Last January it was revealed Audi was after the Q2 and Q4 nameplates, which were owned by Fiat Chrysler and previously used to differentiate between two- and all-wheel drive Alfa Romeo and Maserati models. FCA wasn’t entirely keen on letting Volkswagen Group have the monikers, but they’ve finally reached a deal with the German automotive giant.
Speaking to Autoblog, Audi CEO Rupert Stadler coyly confirmed that he was able to secure the trademarks to the Q2 and Q4 names after FCA found something in the VAG trademark archives it wanted its hands on. He promised FCA he wouldn’t divulge any details, only saying they “each found something we needed.”
“We promised each other we wouldn’t disclose what it cost, but it was not something they were willing to sell,” Stadler said. “We tried to get it years ago and they said ‘No, never,’ but there is never ‘never’ in business. … This year I went back to them with a proposal and we talked and there were some negotiations and then we agreed to it.”

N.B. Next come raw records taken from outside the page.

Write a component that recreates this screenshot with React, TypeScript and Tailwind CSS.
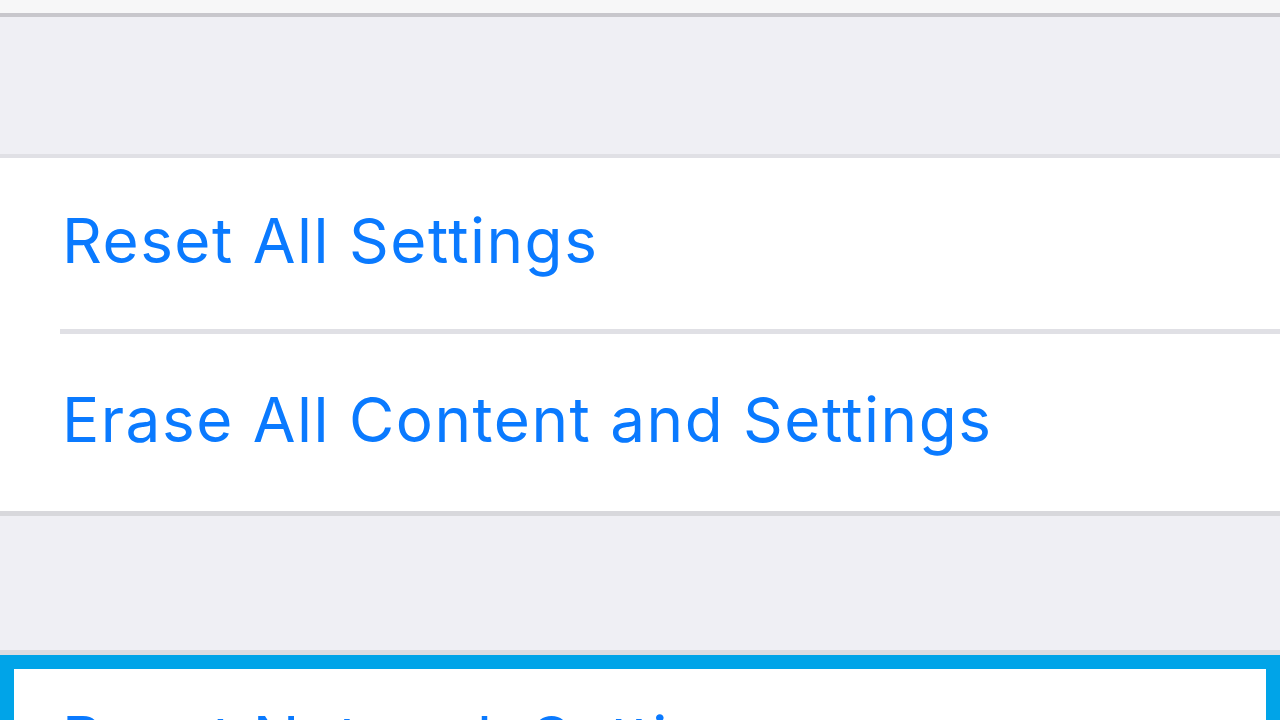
export default function App() {
  const font = { fontFamily: 'Inter, "Noto Sans", sans-serif' };
  return (
    <div className="w-[1280px] h-[720px] overflow-hidden flex flex-col bg-[#efeff4]" style={font}>
      <div className="h-[13px] bg-[#f7f7f8] shrink-0" />
      <div className="h-[4px] bg-[#c8c7cc] shrink-0" />
      <div className="h-[137px] bg-[#efeff4] shrink-0" />
      <div className="h-[4px] bg-[#e0e0e5] shrink-0" />
      <div className="h-[171px] bg-white shrink-0 flex items-center pl-[62px] pb-[6px]">
        <span className="text-[62px] leading-[75px] tracking-[1.5px] text-[#0a7aff]">Reset All Settings</span>
      </div>
      <div className="h-[5px] bg-white shrink-0 pl-[60px]">
        <div className="h-full bg-[#e0e0e5]" />
      </div>
      <div className="h-[177px] bg-white shrink-0 flex items-center pl-[62px] pb-[6px]">
        <span className="text-[62px] leading-[75px] tracking-[1.5px] text-[#0a7aff]">Erase All Content and Settings</span>
      </div>
      <div className="h-[5px] bg-[#d8d8dc] shrink-0" />
      <div className="h-[134px] bg-[#efeff4] shrink-0" />
      <div className="h-[5px] bg-[#dcdce1] shrink-0" />
      <div className="h-[200px] shrink-0 bg-white border-[14px] border-[#00a4e8] pl-[48px] pt-[32px]">
        <span className="text-[62px] leading-[75px] tracking-[1.5px] text-[#0a7aff] whitespace-nowrap">Reset Network Settings</span>
      </div>
    </div>
  );
}
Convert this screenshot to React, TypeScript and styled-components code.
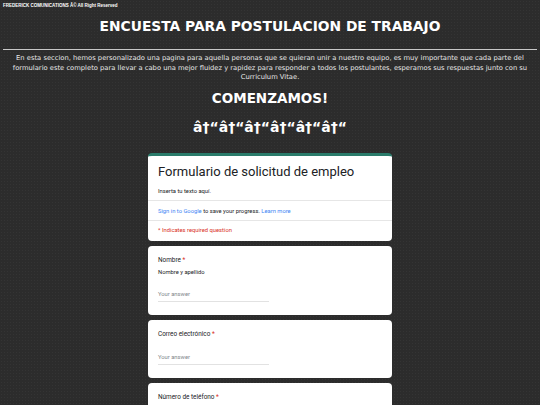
import styled, { createGlobalStyle } from "styled-components";

const GlobalStyle = createGlobalStyle`
  html, body {
    margin: 0;
    padding: 0;
    background: #2c2c2c;
  }
`;

const Page = styled.div`
  min-height: 100vh;
  background-color: #2c2c2c;
  background-image: radial-gradient(rgba(255, 255, 255, 0.04) 0.6px, transparent 0.8px);
  background-size: 3px 3px;
  color: #ffffff;
  font-family: "DejaVu Sans", Verdana, sans-serif;
  padding-bottom: 20px;
`;

const Copyright = styled.p`
  margin: 0;
  padding: 3px 3px 0;
  font-family: "Liberation Sans", Arial, sans-serif;
  font-size: 4.5px;
  font-weight: bold;
  line-height: 5px;
  color: #ffffff;
`;

const Title = styled.h1`
  margin: 11px 0 0;
  text-align: center;
  font-size: 13.8px;
  line-height: 15px;
  font-weight: bold;
`;

const Rule = styled.hr`
  margin: 15px 3px 0;
  border: 0;
  border-top: 1px solid #c8c8c8;
`;

const Intro = styled.p`
  margin: 4px 0 0;
  padding: 0 6px;
  text-align: center;
  font-size: 6.75px;
  line-height: 9.5px;
  color: #e6e6e6;
`;

const Heading = styled.h2<{ $gap: number }>`
  margin: ${(p) => p.$gap}px 0 0;
  text-align: center;
  font-size: 13.5px;
  line-height: 16px;
  font-weight: bold;
`;

const Arrows = styled(Heading)`
  font-size: 14px;
`;

const FormColumn = styled.div`
  width: 244px;
  margin: 18px auto 0;
  display: flex;
  flex-direction: column;
  gap: 5px;
  font-family: Roboto, "Liberation Sans", Arial, sans-serif;
  color: #202124;
`;

const Card = styled.section`
  background: #ffffff;
  border-radius: 4px;
  overflow: hidden;
`;

const HeaderCard = styled(Card)`
  border-top: 3px solid #2a7b6a;
`;

const CardBlock = styled.div<{ $bordered?: boolean }>`
  padding: 0 10px;
  border-top: ${(p) => (p.$bordered ? "1px solid #e6e6e6" : "none")};
`;

const FormTitle = styled.div`
  padding-top: 7px;
  font-size: 13px;
  line-height: 18px;
`;

const SmallText = styled.div<{ $color?: string; $top?: number; $bottom?: number }>`
  font-size: 5.8px;
  line-height: 8px;
  color: ${(p) => p.$color || "#202124"};
  padding-top: ${(p) => p.$top ?? 0}px;
  padding-bottom: ${(p) => p.$bottom ?? 0}px;
`;

const Link = styled.span`
  color: #4285f4;
`;

const Question = styled(Card)`
  padding: 10px 10px 0;
`;

const Label = styled.div`
  font-size: 6.4px;
  line-height: 9px;
  color: #202124;
`;

const Star = styled.span`
  color: #d93025;
`;

const Help = styled.div`
  font-size: 5.8px;
  line-height: 8px;
  margin-top: 3px;
`;

const Answer = styled.div`
  width: 111px;
  margin-top: 14px;
  margin-bottom: 13px;
  padding-bottom: 3px;
  border-bottom: 1px solid #e2e2e2;
  font-size: 5.8px;
  line-height: 8px;
  color: #80868b;
`;

const questions = [
  { label: "Nombre", help: "Nombre y apellido" },
  { label: "Correo electrónico" },
  { label: "Número de teléfono" },
];

const App = () => {
  return (
    <Page>
      <GlobalStyle />
      <Copyright>FREDERICK COMUNICATIONS Â© All Right Reserved</Copyright>
      <Title>ENCUESTA PARA POSTULACION DE TRABAJO</Title>
      <Rule />
      <Intro>
        En esta seccion, hemos personalizado una pagina para aquella personas que se quieran unir a
        nuestro equipo, es muy importante que cada parte del formulario este completo para llevar a
        cabo una mejor fluidez y rapidez para responder a todos los postulantes, esperamos sus
        respuestas junto con su Curriculum Vitae.
      </Intro>
      <Heading $gap={7}>COMENZAMOS!</Heading>
      <Arrows $gap={13}>â†“â†“â†“â†“â†“â†“</Arrows>

      <FormColumn>
        <HeaderCard>
          <CardBlock>
            <FormTitle>Formulario de solicitud de empleo</FormTitle>
            <SmallText $top={6} $bottom={5}>
              Inserta tu texto aquí.
            </SmallText>
          </CardBlock>
          <CardBlock $bordered>
            <SmallText $top={6} $bottom={5}>
              <Link>Sign in to Google</Link> to save your progress. <Link>Learn more</Link>
            </SmallText>
          </CardBlock>
          <CardBlock $bordered>
            <SmallText $color="#d93025" $top={5} $bottom={7}>
              * Indicates required question
            </SmallText>
          </CardBlock>
        </HeaderCard>

        {questions.map((q) => (
          <Question key={q.label}>
            <Label>
              {q.label} <Star>*</Star>
            </Label>
            {q.help && <Help>{q.help}</Help>}
            <Answer>Your answer</Answer>
          </Question>
        ))}
      </FormColumn>
    </Page>
  );
};

export default App;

It’s anyone’s guess what trademark FCA wanted from VAG, however Autoblog has an interesting hunch. Maserati previously used the Bora name on a mid-engine coupe from 1971 to 1978 until it let the trademark go and it fell into the hands of VW, who used it on the Jetta from 1999-2006 in markets outside North America. It seems possible Maserati could be interested in bringing the Bora name back, perhaps even on a future mid-engine model.
Audi, meanwhile, will use the Q2 and Q4 nameplates on a pair of crossovers as it strives to greatly expand its SUV lineup. The Q2 name will be used on a small city crossover set to debut this year, while Q4 will be used on a coupe version of the next-generation Q3.